How can I tell if a pashmina shawl is real?+
Real Himalayan pashmina is soft without being slippery, has tiny irregularities in the weave (because the yarn is hand-spun), and produces no static. The burn test is the most reliable: a snipped fibre from a real shawl smells like burnt hair, while synthetic blends smell like plastic and melt into a hard bead. If a Kathmandu shawl is priced below NPR 8,000, it is almost certainly blended.
Where does Avendi's pashmina come from?+
Every piece is handwoven in the Kathmandu Valley by Nepali artisan vendors, including Tibetan-refugee weaving cooperatives based in Boudhanath and Jawalakhel. The Chyangra fibre itself is sourced from goat herders working in the upper Himalayan regions of Nepal, above 4,000 metres.

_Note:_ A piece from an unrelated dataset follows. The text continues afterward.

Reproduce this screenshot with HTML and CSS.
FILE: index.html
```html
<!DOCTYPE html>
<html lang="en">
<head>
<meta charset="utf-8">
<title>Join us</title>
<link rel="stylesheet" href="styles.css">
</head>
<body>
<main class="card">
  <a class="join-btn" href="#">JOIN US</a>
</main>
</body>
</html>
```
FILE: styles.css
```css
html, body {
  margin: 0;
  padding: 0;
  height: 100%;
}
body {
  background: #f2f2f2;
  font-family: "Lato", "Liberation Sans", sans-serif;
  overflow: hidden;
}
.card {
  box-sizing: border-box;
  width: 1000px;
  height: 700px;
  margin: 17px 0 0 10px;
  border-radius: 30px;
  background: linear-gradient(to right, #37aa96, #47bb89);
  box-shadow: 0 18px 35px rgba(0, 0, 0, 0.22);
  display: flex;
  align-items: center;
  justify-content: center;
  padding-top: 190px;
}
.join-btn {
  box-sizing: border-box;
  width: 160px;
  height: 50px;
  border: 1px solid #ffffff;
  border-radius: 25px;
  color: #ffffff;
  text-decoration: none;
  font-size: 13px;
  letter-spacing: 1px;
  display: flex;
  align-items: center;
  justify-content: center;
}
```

How do I care for a pashmina shawl?+
Hand-wash in cold water with a mild wool detergent or baby shampoo — never machine-wash and never use bleach. Lay flat to dry, never wring or hang. Store folded with cedar or lavender to deter moths. With this care, a real pashmina shawl will last decades and actually get softer over time.
What's the difference between pashmina and Chyangra pashmina?+
Chyangra Pashmina is a protected Nepali Geographical Indication (GI) — only fibre combed from Chyangra goats herded above 4,000 metres in the Nepali Himalayas can legally carry that label. Avendi's Kathmandu vendors source from Chyangra-certified cooperatives, so the pieces here are authentic Nepali Chyangra pashmina, not generic cashmere.